Isso vai durar pouco.
Não porque é pouco o que sinto.
Mas porque é tanto.

Me perdoe.
Existem milhares de formas para chegar a este ponto.
Mas escolhi a mais simples.
Peço somente que me perdoe.
Eu não posso mais levar você comigo.

Eu precisava de mais tempo para dizer o quanto ainda sinto sua falta, precisava de todas essas linhas.
E de todas as páginas em branco.
Seria necessário ter todas as palavras que ainda não foram ditas.
Para conseguir expressar com alguma correção como ainda sinto sua ausência.

Determinadas coisas durante esses anos, desde que você morreu, mudaram muito, outras continuam como foram deixadas.
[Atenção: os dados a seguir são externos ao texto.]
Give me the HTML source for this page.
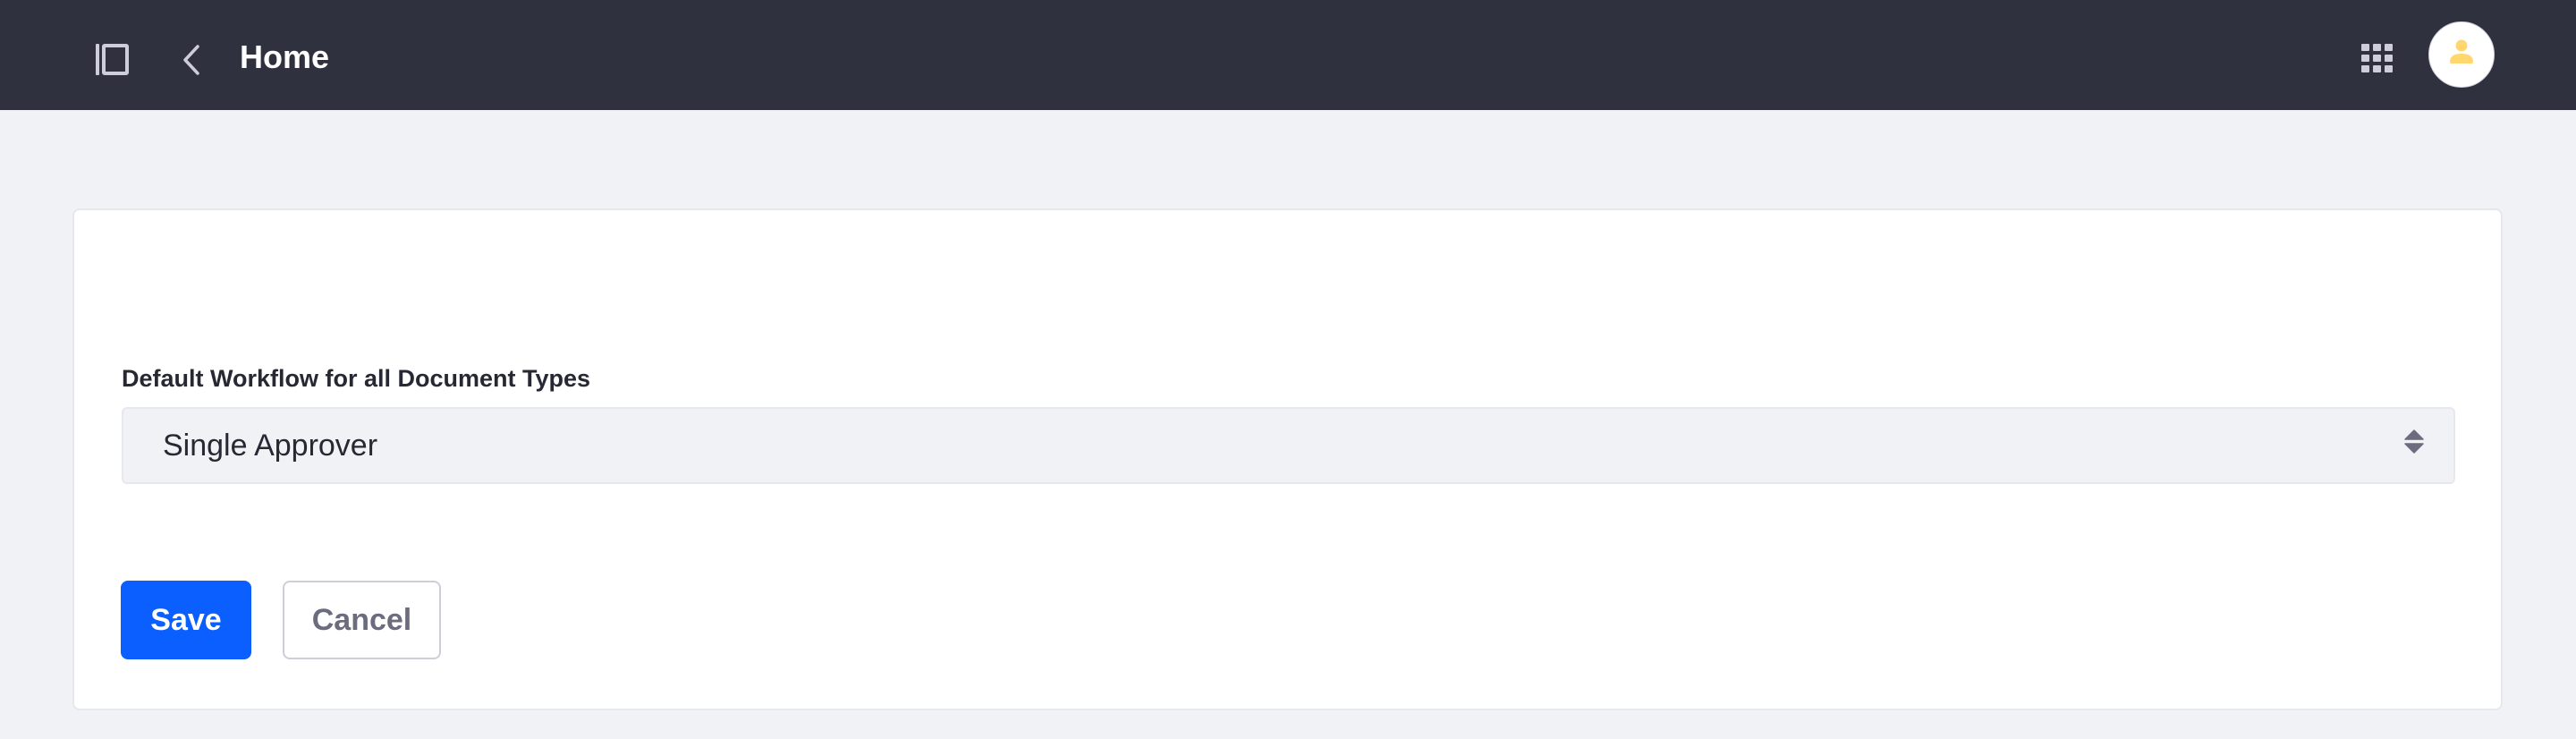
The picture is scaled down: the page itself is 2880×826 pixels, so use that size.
<!DOCTYPE html>
<html><head><meta charset="utf-8"><style>
*{margin:0;padding:0;box-sizing:border-box}
body{width:2880px;height:826px;background:#f1f2f5;font-family:"Liberation Sans",sans-serif;position:relative;overflow:hidden}
.hdr{position:absolute;left:0;top:0;width:2880px;height:123px;background:#30313f}
.abs{position:absolute}
.card{position:absolute;left:81px;top:233px;width:2717px;height:561px;background:#fff;border:2px solid #e7e7ed;border-radius:8px}
</style></head><body>
<div class="hdr">
<svg class="abs" style="left:105px;top:47px" width="40" height="40" viewBox="0 0 40 40">
<rect x="2" y="2" width="4" height="35" rx="1" fill="#cdced9"/>
<rect x="11" y="4" width="26" height="31" fill="none" stroke="#cdced9" stroke-width="4" rx="1"/>
</svg>
<svg class="abs" style="left:200px;top:48px" width="28" height="38" viewBox="0 0 28 38">
<path d="M21 4 L7 19 L21 34" fill="none" stroke="#cdced9" stroke-width="3.5" stroke-linecap="round" stroke-linejoin="round"/>
</svg>
<div class="abs" style="left:268px;top:40px;font-size:36px;font-weight:bold;color:#fff;line-height:48px">Home</div>
<svg class="abs" style="left:2639px;top:48px" width="38" height="34" viewBox="0 0 38 34">
<g fill="#cdced9">
<rect x="1" y="1" width="9" height="8" rx="1"/><rect x="14" y="1" width="9" height="8" rx="1"/><rect x="27" y="1" width="9" height="8" rx="1"/>
<rect x="1" y="13" width="9" height="8" rx="1"/><rect x="14" y="13" width="9" height="8" rx="1"/><rect x="27" y="13" width="9" height="8" rx="1"/>
<rect x="1" y="25" width="9" height="8" rx="1"/><rect x="14" y="25" width="9" height="8" rx="1"/><rect x="27" y="25" width="9" height="8" rx="1"/>
</g></svg>
<div class="abs" style="left:2715px;top:24px;width:74px;height:74px;border-radius:50%;background:#fff;border:1px solid #cdced9"></div>
<svg class="abs" style="left:2735px;top:44px" width="34" height="32" viewBox="0 0 34 32">
<circle cx="17" cy="7" r="6.5" fill="#ffd76e"/>
<path d="M4 25 Q4 16 17 16 Q30 16 30 25 Q30 27 28 27 L6 27 Q4 27 4 25Z" fill="#ffd76e"/>
</svg>
</div>
<div class="card"></div>
<div class="abs" style="left:136px;top:405px;font-size:27px;font-weight:bold;color:#272833;line-height:36px">Default Workflow for all Document Types</div>
<div class="abs" style="left:136px;top:455px;width:2609px;height:86px;background:#f1f2f5;border:2px solid #e7e7ed;border-radius:6px"></div>
<div class="abs" style="left:182px;top:476px;font-size:34px;color:#272833;line-height:44px">Single Approver</div>
<svg class="abs" style="left:2688px;top:480px" width="22" height="30" viewBox="0 0 22 30">
<path d="M1 11 L11 1 L21 11 Z" fill="#6b6c7e" stroke="#6b6c7e" stroke-width="1.5" stroke-linejoin="round"/>
<path d="M1 16 L21 16 L11 26 Z" fill="#6b6c7e" stroke="#6b6c7e" stroke-width="1.5" stroke-linejoin="round"/>
</svg>
<div class="abs" style="left:135px;top:649px;width:146px;height:88px;background:#0b5fff;border-radius:8px;color:#fff;font-size:34px;font-weight:bold;text-align:center;line-height:88px">Save</div>
<div class="abs" style="left:316px;top:649px;width:177px;height:88px;background:#fff;border:2px solid #cdced9;border-radius:8px;color:#6b6c7e;font-size:34px;font-weight:bold;text-align:center;line-height:84px">Cancel</div>
</body></html>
Eu escrevo muito pouco agora, mas ainda escrevo.
Não desenho mais...Sei que você odiaria isso, mas durante um bom tempo eu me tornei incapaz de sentir... Fato que me impedia de criar.
Deveria ter guardado comigo o desenho que fiz de você. Não tenho nenhuma foto sua, talvez por isso, procure lembrar de você todos os dias, para ter certeza que não vou esquecer.
Será que com o tempo as pessoas se esquecem totalmente de um rosto, da cor dos olhos, cabelos e fica só a lembrança do sentimento?

Não queria perder isso...
Lembro como você sempre completava meus pensamentos e como me surpreendia.
Como me fazia rir. Eu nunca mais ri daquele jeito.
Lembro de todos esses sentimentos soltos e comuns.
Nunca mais fui surpreendido. Para ser exato, não me deixei mais ser surpreendido.
As vezes, quando estou andando na rua, tenho certeza que você não me reconheceria.
Eu me tornei pessoas diferentes durante esses anos e nem todas elas foram boas. Me perdoe sim... Foi necessário, eu tento com frequência me convencer disso.
A única constante durante esse tempo era sua presença e o fato de não precisar mais sentir.
Eu me fechei dentro de paredes insondáveis a fim de manter guardado o pouco que tinha sobrado de mim depois que você morreu.
Percebi que tinha medo de perder esse pouco, como se ao perdê-lo você fosse apagada.
Um medo egoísta, pensando em mim... Medo de amar e viver o inferno outra vez.
De perder o controle sobre a vida, de aceitar o imponderável.
Eu fechei todos os acessos até ser impenetrável.
Tinha alguma esperança de morrer assim. Afogado. Consumido. Não deixaria mais nada sair de mim, até que esse mar de sentimentos acumulados começasse a me devorar por dentro.
Me perdoe. Eu não tinha mais você... Me desculpe, porque sem sua presença eu não era mais capaz de parar ou seguir. Sem você não havia porque voltar.
Ninguém para me educar ou deter.

Eu deveria ter morrido na mesma época. Deveria ter parado.
Senti certa culpa por continuar vivo.
Eu deveria ter cuidado de você. Como disse que sempre faria.
Engraçado como ainda penso nisso e como me sinto constantemente responsável por proteger as pessoas que gosto.
Escrever as histórias delas para garantir finais felizes. Diferentes do meu. Mas essas outras histórias, não são nem serão minhas.
Por isso queria pedir que me desculpe, porque pretendo agora escrever a minha vida.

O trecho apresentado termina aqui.